Furthermore, and as discussed in Hogan v. City of South Charleston, supra, the Legislature created a statutory formula under W.Va.Code, 8-1-6 (1969), for classifying and solving potential conflicts between the provisions of old legislative special charters and the provisions of the 1969 Municipal Code of West Virginia. Of particular applicability to the present case is classification number 4 which is: “As to any particular charter provisions, there may be no counterpart of such provisions in this chapter.” 1

In the latter part of this statute, the Legislature has resolved the class four problem as follows:

“As to possibility (4), the charter provisions shall remain in operation and effect until amendment or repealed by general law hereafter enacted or until hereafter supplanted by a new charter or revised as a whole or amended in accordance with the provisions of this chapter.”

There is no argument over the fact that our general Municipal Code does not contain any provision relative to the right of a municipal court clerk to issue warrants. The majority ignores the provisions of W.Va.Code, 8-1-6 (1969), and in particular the class four language which would authorize validation of Charleston’s special charter provision.

While the United States Supreme Court has held that a person issuing a warrant must be neutral and detached from law enforcement activities, it is clear that a municipal clerk who is not connected to law enforcement can constitutionally perform such functions. This was the unanimous opinion of the United States Supreme Court in Shadwick v.

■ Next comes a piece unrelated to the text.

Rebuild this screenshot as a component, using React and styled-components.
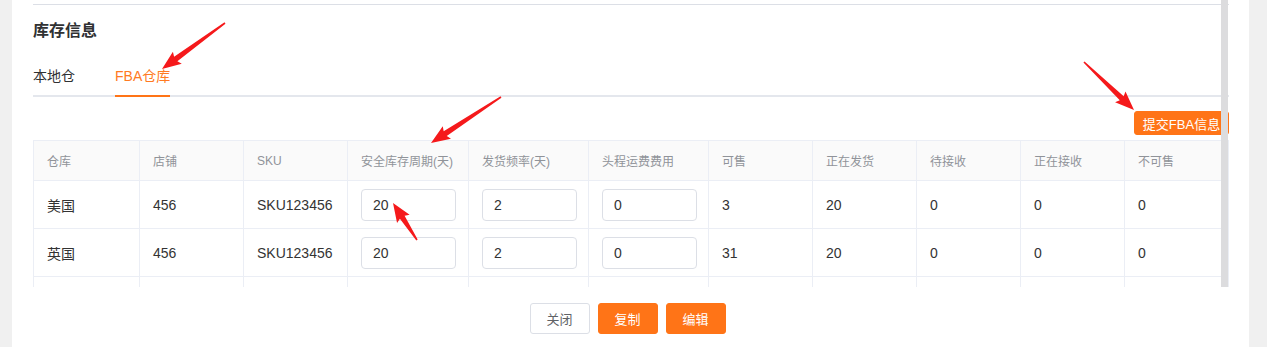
import React from "react";
import styled, { createGlobalStyle } from "styled-components";

const orange = "#ff7417";
const line = "#ebeef5";

const GlobalStyle = createGlobalStyle`
  html, body {
    margin: 0;
    padding: 0;
    background: #f0f0f0;
    font-family: "Liberation Sans", "Noto Sans CJK SC", sans-serif;
  }
`;

const Page = styled.div`
  position: relative;
  width: 1267px;
  height: 347px;
  overflow: hidden;
  background: #f0f0f0;
`;

const Panel = styled.div`
  margin-left: 12px;
  width: 1237px;
  height: 347px;
  background: #fff;
  display: flex;
  flex-direction: column;
`;

const ScrollArea = styled.div`
  position: relative;
  height: 287px;
  overflow: hidden;
  padding: 4px 20px 0 21px;
  box-sizing: border-box;
`;

const Thumb = styled.div`
  position: absolute;
  top: 0;
  bottom: 0;
  right: 21px;
  width: 7px;
  background: #dcdcde;
`;

const Section = styled.div`
  border-top: 1px solid #dcdfe6;
`;

const Title = styled.h3`
  margin: 15px 0 0;
  font-size: 16px;
  line-height: 22px;
  font-weight: bold;
  color: #303133;
`;

const Tabs = styled.div`
  margin-top: 13px;
  display: flex;
  height: 40px;
  border-bottom: 2px solid #e4e7ed;
`;

const Tab = styled.div`
  position: relative;
  display: flex;
  align-items: center;
  height: 40px;
  padding: 0 20px;
  font-size: 14px;
  color: ${(p) => (p.$active ? "#ff7a22" : "#303133")};
  &:first-child {
    padding-left: 0;
  }
  &::after {
    content: "";
    display: ${(p) => (p.$active ? "block" : "none")};
    position: absolute;
    left: 20px;
    right: 20px;
    bottom: -2px;
    height: 2px;
    background: ${orange};
  }
`;

const Toolbar = styled.div`
  display: flex;
  justify-content: flex-end;
  margin-top: 14px;
`;

const Button = styled.button`
  height: ${(p) => (p.$small ? "24px" : "31px")};
  width: ${(p) => (p.$small ? "95px" : "60px")};
  padding: 0;
  border-radius: 3px;
  font-family: inherit;
  font-size: 13px;
  border: 1px solid ${(p) => (p.$plain ? "#dcdfe6" : orange)};
  background: ${(p) => (p.$plain ? "#fff" : orange)};
  color: ${(p) => (p.$plain ? "#606266" : "#fff")};
`;

const Table = styled.table`
  margin-top: 5px;
  width: 1195px;
  table-layout: fixed;
  border-collapse: collapse;
  border-left: 1px solid ${line};
  border-top: 1px solid ${line};
`;

const TH = styled.th`
  height: 39px;
  padding: 0 13px;
  text-align: left;
  font-weight: normal;
  font-size: 12px;
  color: #909399;
  background: #fafafa;
  border-right: 1px solid ${line};
  border-bottom: 1px solid ${line};
  white-space: nowrap;
`;

const TD = styled.td`
  height: 48px;
  padding: 0 13px;
  font-size: 14px;
  color: #333;
  border-right: 1px solid ${line};
  border-bottom: 1px solid ${line};
  white-space: nowrap;
  box-sizing: border-box;
`;

const Input = styled.input`
  width: 95px;
  height: 32px;
  box-sizing: border-box;
  padding: 0 11px;
  border: 1px solid #dcdfe6;
  border-radius: 4px;
  font-family: inherit;
  font-size: 14px;
  color: #333;
  outline: none;
`;

const Footer = styled.div`
  flex: 1;
  display: flex;
  justify-content: center;
  gap: 8px;
  padding: 16px 6px 0 0;
`;

const Overlay = styled.svg`
  position: absolute;
  top: 0;
  left: 0;
  pointer-events: none;
`;

const widths = [106, 104, 104, 121, 120, 120, 104, 104, 104, 104, 104];
const headers = ["仓库", "店铺", "SKU", "安全库存周期(天)", "发货频率(天)", "头程运费费用", "可售", "正在发货", "待接收", "正在接收", "不可售"];
const rows = [
  { wh: "美国", shop: "456", sku: "SKU123456", safe: "20", freq: "2", fee: "0", sale: "3", ship: "20", wait: "0", recv: "0", no: "0" },
  { wh: "英国", shop: "456", sku: "SKU123456", safe: "20", freq: "2", fee: "0", sale: "31", ship: "20", wait: "0", recv: "0", no: "0" },
  { wh: "", shop: "", sku: "", safe: null, freq: null, fee: null, sale: "", ship: "", wait: "", recv: "", no: "" },
];

function Arrow({ from, to }) {
  const dx = to[0] - from[0];
  const dy = to[1] - from[1];
  const len = Math.sqrt(dx * dx + dy * dy);
  const ang = (Math.atan2(dy, dx) * 180) / Math.PI;
  const H = 17;
  const pts = [
    [0, -0.8], [len - H, -2.8], [len - H - 2, -7.5], [len, 0],
    [len - H - 2, 7.5], [len - H, 2.8], [0, 0.8],
  ].map((p) => p.join(",")).join(" ");
  return (
    <g transform={`translate(${from[0]} ${from[1]}) rotate(${ang})`}>
      <polygon points={pts} fill="#f5191b" />
    </g>
  );
}

export default function App() {
  return (
    <Page>
      <GlobalStyle />
      <Panel>
        <ScrollArea>
          <Section>
            <Title>库存信息</Title>
            <Tabs>
              <Tab>本地仓</Tab>
              <Tab $active>FBA仓库</Tab>
            </Tabs>
            <Toolbar>
              <Button $small>提交FBA信息</Button>
            </Toolbar>
            <Table>
              <colgroup>
                {widths.map((w, i) => <col key={i} style={{ width: w }} />)}
              </colgroup>
              <thead>
                <tr>{headers.map((h) => <TH key={h}>{h}</TH>)}</tr>
              </thead>
              <tbody>
                {rows.map((r, i) => (
                  <tr key={i}>
                    <TD>{r.wh}</TD>
                    <TD>{r.shop}</TD>
                    <TD>{r.sku}</TD>
                    <TD>{r.safe !== null && <Input defaultValue={r.safe} />}</TD>
                    <TD>{r.freq !== null && <Input defaultValue={r.freq} />}</TD>
                    <TD>{r.fee !== null && <Input defaultValue={r.fee} />}</TD>
                    <TD>{r.sale}</TD>
                    <TD>{r.ship}</TD>
                    <TD>{r.wait}</TD>
                    <TD>{r.recv}</TD>
                    <TD>{r.no}</TD>
                  </tr>
                ))}
              </tbody>
            </Table>
          </Section>
          <Thumb />
        </ScrollArea>
        <Footer>
          <Button $plain>关闭</Button>
          <Button>复制</Button>
          <Button>编辑</Button>
        </Footer>
      </Panel>
      <Overlay width="1267" height="347">
        <Arrow from={[225, 23]} to={[162, 69]} />
        <Arrow from={[501, 97]} to={[431, 143]} />
        <Arrow from={[1084, 62]} to={[1134, 110]} />
        <Arrow from={[417, 240]} to={[393, 203]} />
      </Overlay>
    </Page>
  );
}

City of Tampa, 407 U.S. 345, 92 S.Ct. 2119, 32 L.Ed.2d 783 (1972), where the Court sanctioned warrants issued by the Clerk of the Municipal Court of Tampa.2

The fundamental error of the majority lies in not realizing that Charleston’s special charter provision authorizing a municipal court clerk to issue warrants is a valid provision since there is no counterpart under our general municipal statutes.

. The relevant portion of W.Va.Code, 8-1-6 (1969), classifying the potential conflicts is: “[W]hen the provisions of existing special legislative charters are compared with and are considered in the light of the provisions of this chapter, there are five basic possibilities as to the relationship between such charter provisions and the provisions of this chapter, namely: (1) As to any particular charter provisions, such charter provisions may be inconsistent or in conflict with the pertinent provisions of this chapter; (2) although relating to the same subject matter and although not inconsistent or in conflict with any provisions of this chapter, certain charter provisions may be sufficiently different from pertinent provisions of this chapter as to indicate, as a matter of practical construction, that either the charter provisions or the provisions of this chapter, but not both, should be applicable; (3) although varying in certain respects, certain charter provisions may be similar to and in essential harmony with corresponding provisions of this chapter; (4) as to any particular charter provisions, there may be no counterpart of such provisions in this chapter; and (5) as to any provisions of this chapter, there may be no counterpart charter provisions.”

. I agree that to the extent that Section 94 of the City of Charleston’s Charter authorizes law enforcement personnel to issue warrants, it is unconstitutional and that State ex rel. Sahley v. Thompson, 151 W.Va. 336, 151 S.E.2d 870 (1966), which sanctions this practice, must be overruled.